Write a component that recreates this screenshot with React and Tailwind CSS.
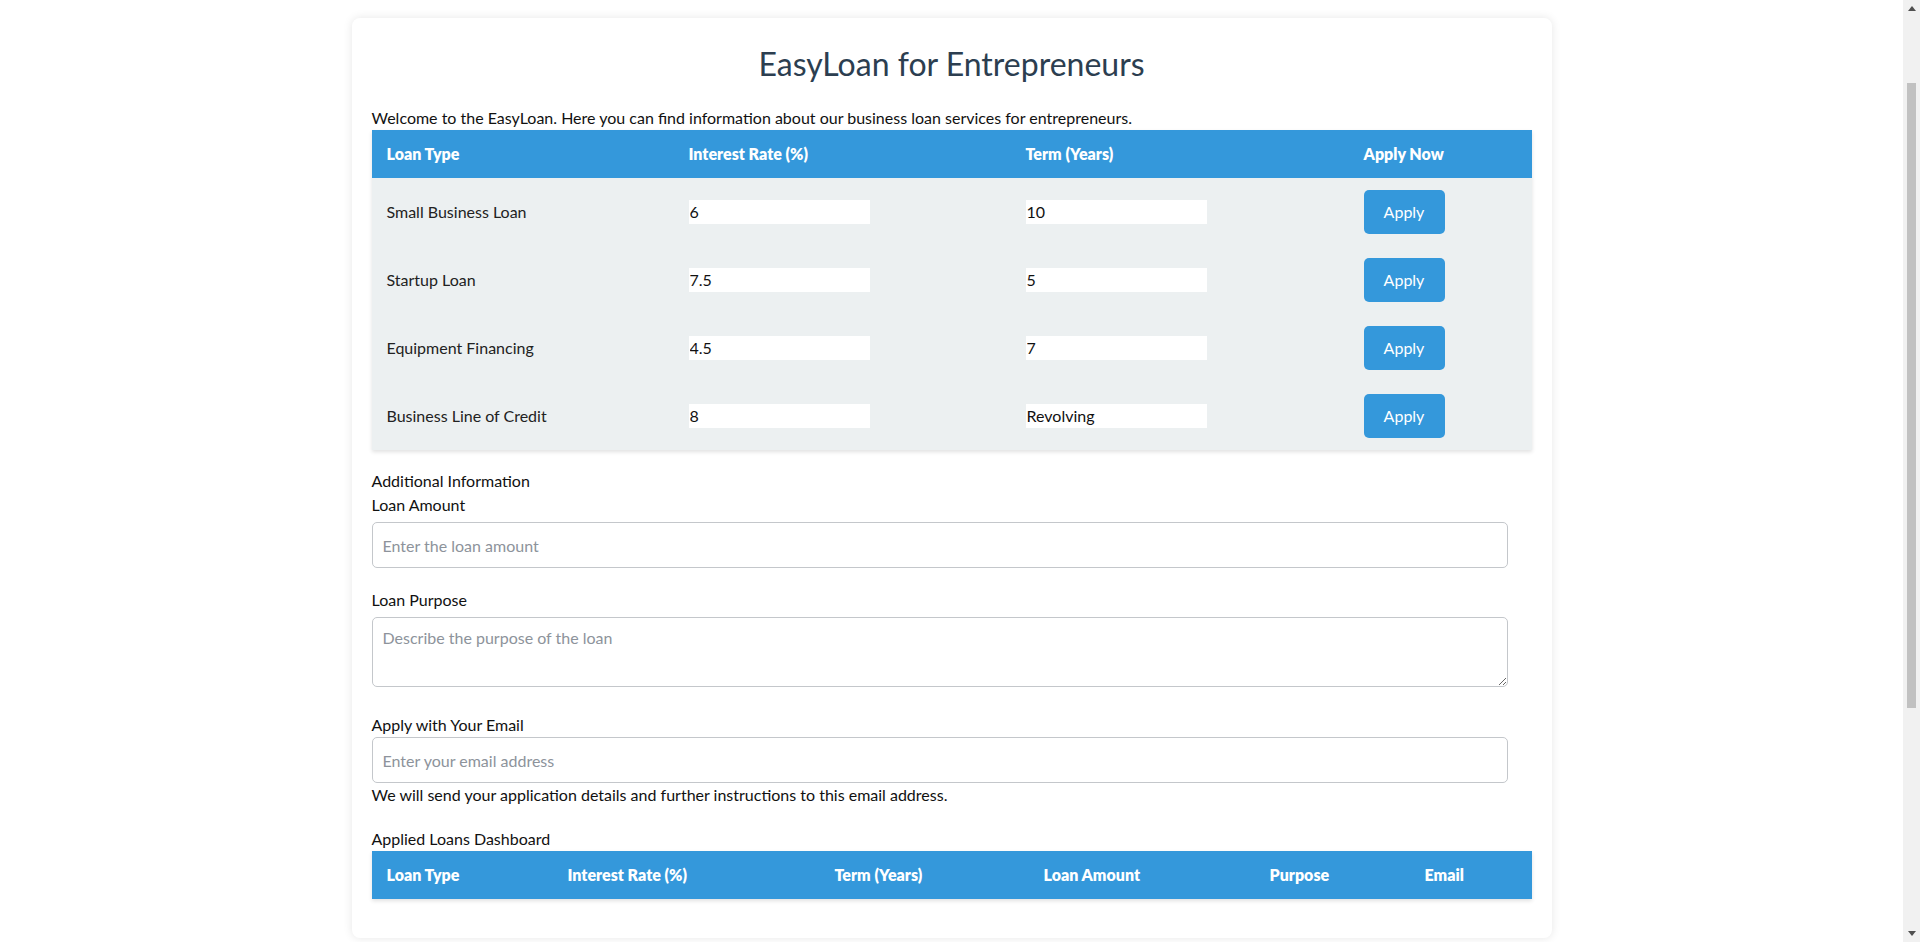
const loans = [
  { type: 'Small Business Loan', rate: '6', term: '10' },
  { type: 'Startup Loan', rate: '7.5', term: '5' },
  { type: 'Equipment Financing', rate: '4.5', term: '7' },
  { type: 'Business Line of Credit', rate: '8', term: 'Revolving' },
];

const dashCols = [
  { label: 'Loan Type', w: 'w-[181px]' },
  { label: 'Interest Rate (%)', w: 'w-[267px]' },
  { label: 'Term (Years)', w: 'w-[209px]' },
  { label: 'Loan Amount', w: 'w-[226px]' },
  { label: 'Purpose', w: 'w-[155px]' },
  { label: 'Email', w: 'w-[122px]' },
];

// browser-style scrollbar strip seen on the right edge
const ScrollStrip = () => (
  <div className="flex h-full w-[17px] shrink-0 flex-col items-center bg-[#f1f1f1]">
    <div className="flex h-[17px] w-full items-center justify-center">
      <svg width="8" height="5" viewBox="0 0 8 5">
        <path d="M0 5 L4 0 L8 5 Z" fill="#505050" />
      </svg>
    </div>
    <div className="mt-[66px] h-[625px] w-[9px] bg-[#c1c1c1]" />
    <div className="flex-1" />
    <div className="flex h-[17px] w-full items-center justify-center">
      <svg width="8" height="5" viewBox="0 0 8 5">
        <path d="M0 0 L8 0 L4 5 Z" fill="#505050" />
      </svg>
    </div>
  </div>
);

export default function App() {
  return (
    <div className="flex h-[942px] overflow-hidden bg-white text-[16px] text-[#111] font-['Lato','Liberation_Sans',sans-serif]">
      <div className="flex-1">
        <div className="mx-auto mt-[18px] w-[1200px] rounded-[8px] bg-white px-[20px] pt-[27px] pb-[39px] shadow-[0_0_10px_rgba(0,0,0,0.1)]">
          <h1 className="text-center text-[32px] leading-[38px] text-[#2c3e50]">EasyLoan for Entrepreneurs</h1>
          <p className="mt-[23px] leading-[24px]">
            Welcome to the EasyLoan. Here you can find information about our business loan services for entrepreneurs.
          </p>

          <table className="w-full border-collapse shadow-[0_2px_4px_rgba(0,0,0,0.12)]">
            <thead>
              <tr className="h-[48px] bg-[#3498db] text-left text-white">
                <th className="w-[302px] px-[15px] font-extrabold">Loan Type</th>
                <th className="w-[337px] px-[15px] font-extrabold">Interest Rate (%)</th>
                <th className="w-[338px] px-[15px] font-extrabold">Term (Years)</th>
                <th className="px-[15px] font-extrabold">Apply Now</th>
              </tr>
            </thead>
            <tbody className="bg-[#ecf0f1] text-[#222]">
              {loans.map((l) => (
                <tr key={l.type} className="h-[68px]">
                  <td className="px-[15px]">{l.type}</td>
                  <td className="px-[15px]">
                    <input
                      readOnly
                      value={l.rate}
                      className="block h-[24px] w-[181px] border-0 bg-white px-[1px] text-[#111] outline-none"
                    />
                  </td>
                  <td className="px-[15px]">
                    <input
                      readOnly
                      value={l.term}
                      className="block h-[24px] w-[181px] border-0 bg-white px-[1px] text-[#111] outline-none"
                    />
                  </td>
                  <td className="px-[15px]">
                    <button className="h-[44px] w-[81px] rounded-[5px] bg-[#3498db] text-white">Apply</button>
                  </td>
                </tr>
              ))}
            </tbody>
          </table>

          <div className="mt-[19px] leading-[24px]">Additional Information</div>
          <label className="block leading-[24px]">Loan Amount</label>
          <input
            placeholder="Enter the loan amount"
            className="mt-[5px] block h-[46px] w-[1136px] rounded-[5px] border border-[#c4c7cb] px-[10px] outline-none placeholder:text-[#8d939b]"
          />

          <label className="mt-[20px] block leading-[24px]">Loan Purpose</label>
          <textarea
            placeholder="Describe the purpose of the loan"
            className="mt-[5px] block h-[70px] w-[1136px] rounded-[5px] border border-[#c4c7cb] px-[10px] py-[8px] leading-[24px] outline-none placeholder:text-[#8d939b]"
          />

          <label className="mt-[26px] block leading-[24px]">Apply with Your Email</label>
          <input
            placeholder="Enter your email address"
            className="block h-[46px] w-[1136px] rounded-[5px] border border-[#c4c7cb] px-[10px] outline-none placeholder:text-[#8d939b]"
          />
          <p className="leading-[24px]">We will send your application details and further instructions to this email address.</p>

          <div className="mt-[20px] leading-[24px]">Applied Loans Dashboard</div>
          <table className="w-full border-collapse shadow-[0_2px_4px_rgba(0,0,0,0.12)]">
            <thead>
              <tr className="h-[48px] bg-[#3498db] text-left text-white">
                {dashCols.map((c) => (
                  <th key={c.label} className={`${c.w} px-[15px] font-extrabold`}>
                    {c.label}
                  </th>
                ))}
              </tr>
            </thead>
            <tbody />
          </table>
        </div>
      </div>
      <ScrollStrip />
    </div>
  );
}
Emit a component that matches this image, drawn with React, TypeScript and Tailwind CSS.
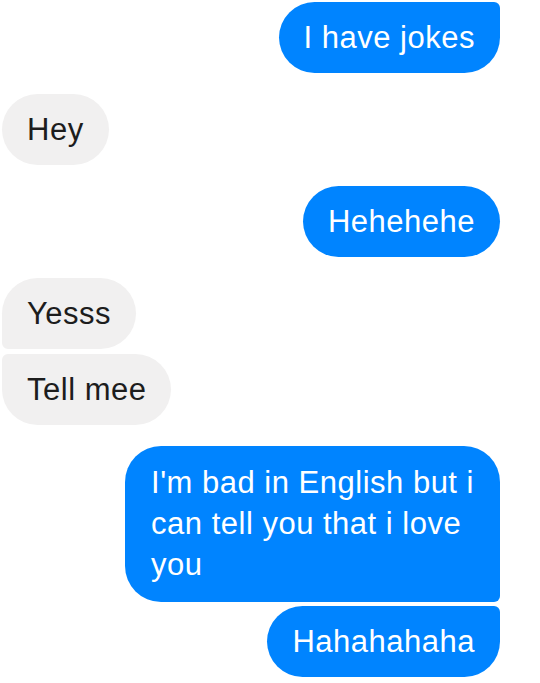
type Msg = {
  text: string[];
  me: boolean;
  corner?: string;
  gap: string;
};

const messages: Msg[] = [
  { text: ["I have jokes"], me: true, corner: "rounded-tr-[6px]", gap: "mt-[2px]" },
  { text: ["Hey"], me: false, gap: "mt-[21px]" },
  { text: ["Hehehehe"], me: true, gap: "mt-[21px]" },
  { text: ["Yesss"], me: false, corner: "rounded-bl-[6px]", gap: "mt-[21px]" },
  { text: ["Tell mee"], me: false, corner: "rounded-tl-[6px]", gap: "mt-[5px]" },
  {
    text: ["I'm bad in English but i", "can tell you that i love", "you"],
    me: true,
    corner: "rounded-br-[6px]",
    gap: "mt-[21px]",
  },
  { text: ["Hahahahaha"], me: true, corner: "rounded-tr-[6px]", gap: "mt-[4px]" },
];

function Bubble({ m }: { m: Msg }) {
  const multi = m.text.length > 1;
  return (
    <div className={`flex ${m.me ? "justify-end pr-[40px]" : "justify-start pl-[2px]"} ${m.gap}`}>
      <div
        className={`rounded-[36px] ${m.corner ?? ""} ${
          m.me ? "bg-[#0084ff] text-white" : "bg-[#f1f0f0] text-[#1d1d1d]"
        } ${multi ? "pl-[26px] pr-[26px] pt-[16px] pb-[17px]" : "px-[25px] py-[15px]"} text-[31px] leading-[41px] tracking-[0.5px]`}
      >
        {m.text.map((line, i) => (
          <div key={i} className="whitespace-nowrap">
            {line}
          </div>
        ))}
      </div>
    </div>
  );
}

export default function App() {
  return (
    <div className="w-[540px] h-[683px] bg-white overflow-hidden font-['Liberation_Sans',Arial,sans-serif]">
      {messages.map((m, i) => (
        <Bubble key={i} m={m} />
      ))}
    </div>
  );
}
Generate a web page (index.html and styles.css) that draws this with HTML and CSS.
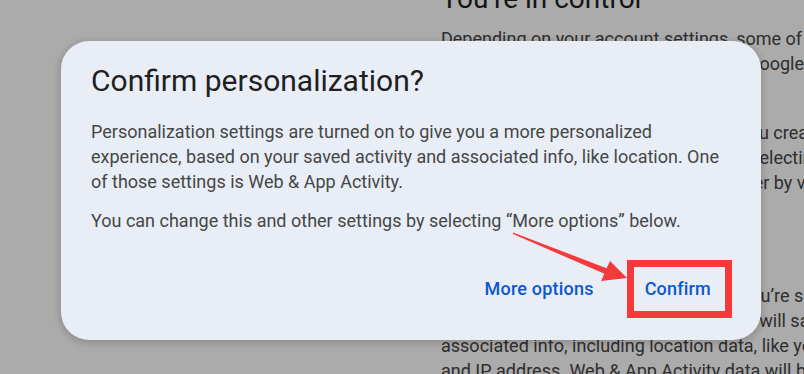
FILE: index.html
```html
<!DOCTYPE html>
<html lang="en">
    <head>
        <meta charset="utf-8" />
        <title>Confirm personalization</title>
        <link rel="stylesheet" href="styles.css">
    </head>
    <body>
        <div id="page">
            <div class="column">
                <h2 class="heading">You’re in control</h2>
                <p>Depending on your account settings, some of this data may be<br>
                this data may be associated with your Google Account and<br>
                information.</p>
                <p>Activity is saved by Google and when you create<br>
                or change settings, you can choose by selecting<br>
                the options you like, or turn them off later by visiting<br>
                your Google Account.</p>
                <p>Web &amp; App Activity</p>
                <p>When Web &amp; App Activity is on, and if you’re signed in,<br>
                across all Google services, then Google will save your activity,<br>
                associated info, including location data, like your device<br>
                and IP address. Web &amp; App Activity data will be used</p>
            </div>
        </div>

        <div id="scrim"></div>

        <div id="dialog">
            <h1 class="title">Confirm personalization?</h1>
            <div class="content">
                <p>Personalization settings are turned on to give you a more personalized experience, based on your saved activity and associated info, like location. One of those settings is Web &amp; App Activity.</p>
                <p>You can change this and other settings by selecting “More options” below.</p>
            </div>
            <div class="actions">
                <button class="btn">More options</button>
                <button class="btn">Confirm</button>
            </div>
        </div>

        <!-- annotation drawn over the screenshot -->
        <div class="mark-box"></div>
        <svg class="mark-arrow" width="804" height="374" viewBox="0 0 804 374">
            <polygon points="513,232.5 606.6,268.2 610,261 627,278 601,281 604.4,273.8 513,234" fill="#f53a3c"/>
        </svg>
    </body>
</html>
```

FILE: styles.css
```css
* {
    margin: 0;
    padding: 0;
}

body {
    width: 804px;
    height: 374px;
    overflow: hidden;
    position: relative;
    background: #fff;
    font-family: Roboto, "Liberation Sans", sans-serif;
}

#page {
    height: 374px;
    overflow: hidden;
}

.column {
    padding-left: 441px;
    color: #454545;
    font-size: 18px;
    line-height: 25px;
    white-space: nowrap;
}

.column .heading {
    margin-top: -17px;
    margin-bottom: 11px;
    font-size: 28px;
    line-height: 32px;
    font-weight: 400;
    color: #1f1f1f;
}

.column p {
    margin-bottom: 19px;
}

#scrim {
    position: absolute;
    inset: 0;
    background: rgba(0, 0, 0, 0.33);
}

#dialog {
    position: absolute;
    left: 61px;
    top: 41px;
    width: 700px;
    height: 299px;
    box-sizing: border-box;
    padding: 22px 26px 32px 30px;
    display: flex;
    flex-direction: column;
    background: #e9edf6;
    border-radius: 28px;
    box-shadow: 0 2px 6px 2px rgba(0, 0, 0, 0.15);
}

.title {
    font-size: 30px;
    line-height: 36px;
    font-weight: 400;
    color: #1f1f1f;
}

.content {
    margin-top: 20px;
    padding-right: 12px;
    color: #444746;
    font-size: 18px;
    line-height: 25px;
}

.content p + p {
    margin-top: 14px;
}

.actions {
    margin-top: auto;
    display: flex;
    justify-content: flex-end;
    gap: 3px;
}

.btn {
    height: 40px;
    padding: 0 24px;
    border: none;
    background: none;
    font-family: Roboto, "Liberation Sans", sans-serif;
    font-size: 18px;
    font-weight: 500;
    letter-spacing: 0.2px;
    color: #0b57d0;
}

.mark-box {
    position: absolute;
    left: 627px;
    top: 260px;
    width: 105px;
    height: 58px;
    box-sizing: border-box;
    border: 7px solid #f53a3c;
}

.mark-arrow {
    position: absolute;
    left: 0;
    top: 0;
}
```
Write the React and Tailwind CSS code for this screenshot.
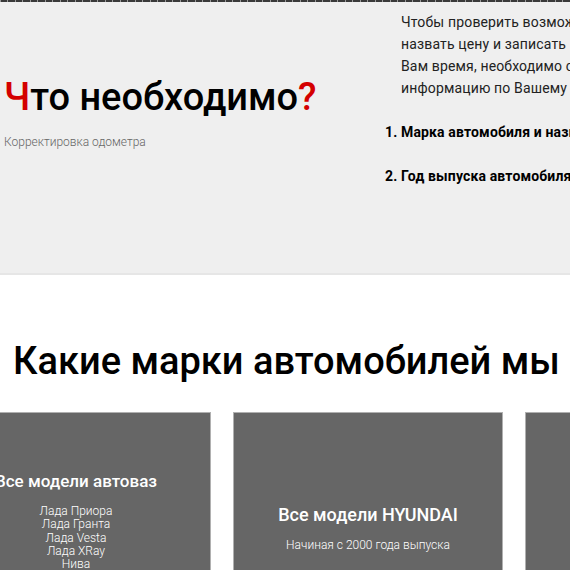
------------------------------------------------------------------------
(DO THIS):
Look through the entries above. Extract each line with the word "index".

(TASK SOLUTION):
Generate a web page (index.html and styles.css) that draws this with HTML and CSS.
FILE: index.html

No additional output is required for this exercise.